Wednesday, October 12, 2011

Anti-intellectualism: it's back!

Remember 2008, when conservatives mocked Obama for being an "arugula-eating pointy-headed professor type"? With all of the hooting and hollering about Obama's alleged "intellectual elite" status, I had thought that 2008 might have been a high-water mark for anti-intellectualism, which Richard Hofstadter defined as "a resentment and suspicion of the life of the mind and of those who are considered to represent it."
Of course, there was nothing unprecedented about this hostility--America has a long tradition of anti-intellectualism. Thomas Jefferson, one of the less boring founding fathers, was derided during the campaign of 1800 for his "shewy talents" and his dangerously French "theoretic learning." 

So perhaps it shouldn't be surprising that in 2011, with the Republican primaries in full swing, anti-intellectualism is back, baby!

Let's start with a look at Herman Cain's campaign. Despite being a raving anti-Muslim lunatic (at least by Canadian standards), Cain is actually doing very well in the Republican primaries at the moment. Kent Short, who appears in the following testimonial for Cain, is a hard-core Herman fan. And Kent may also have some anti-intellectual tendencies, as it turns out:



Kent is a butcher, who, as the video points out, "turns steers into steaks." He isn't the kind of guy who's going to believe in the bullshit that they churn out at Columbia and Harvard, where they're busy readin' newspapers (?) and term papers. Thankfully, Herman Cain isn't a term-paper-reading kind of dude. He knows how to run a business--in fact, as the former CEO of Godfather's Pizza, he might well know how to turn pigs into pepperoni. In the anti-intellectual view of things, this is exactly the kind of knowledge that's required to run the business of government.
 

Exhibit B is Scott Brown's campaign against Elizabeth Warren in the senate race in Massachusetts. Brown is a real-estate lawyer who was a former winner of an America's Sexiest Man contest. Warren, by contrast, is a Harvard Professor. As you might have guessed, this combo means that it's time for an anti-intellectualism RED ALERT!




Elizabeth Warren has done three things in her life: taught school (strike one!), done research (oh dear!) and "thrown rocks at people I thought were in the wrong" (cue ominous drums and shaky camera). The phrase "Harvard Professor Elizabeth Warren" are on screen for a solid ten seconds. Clearly, Sexy Scott is a real man of the people, whereas Elizabeth is a resentful, bitchy, brainy elitist who doesn't know anything about the real world, wants to take away your precious freedoms, and is even going to throw metaphorical rocks at you.

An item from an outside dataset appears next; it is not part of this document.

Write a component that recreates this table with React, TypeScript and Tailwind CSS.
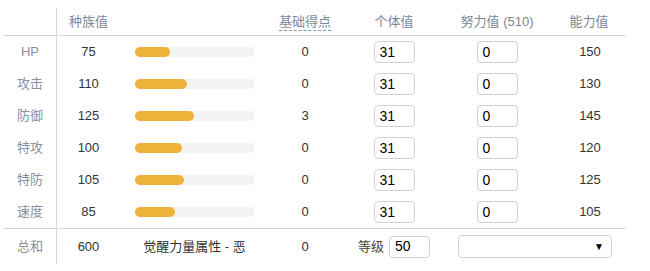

Will we see more anti-intellectualism as Campaign 2012 shapes up? Despite his tendency to take protean policy positions, if Mitt Romney is nominated, he is going to have a hard time explaining away his Harvard MBA. If Rick Perry or Herman Cain are nominated, though, I suspect that anti-intellectualism's best days may yet be ahead of it.

Do you have some interesting examples of anti-intellectualism from Campaign 2011/2012? Post them in the comments.







1 comment:

Anonymous said...

Is this a joke? Because no where did you define anti intellectualism outside of the inherent examples in an ad hominem suggestive manner.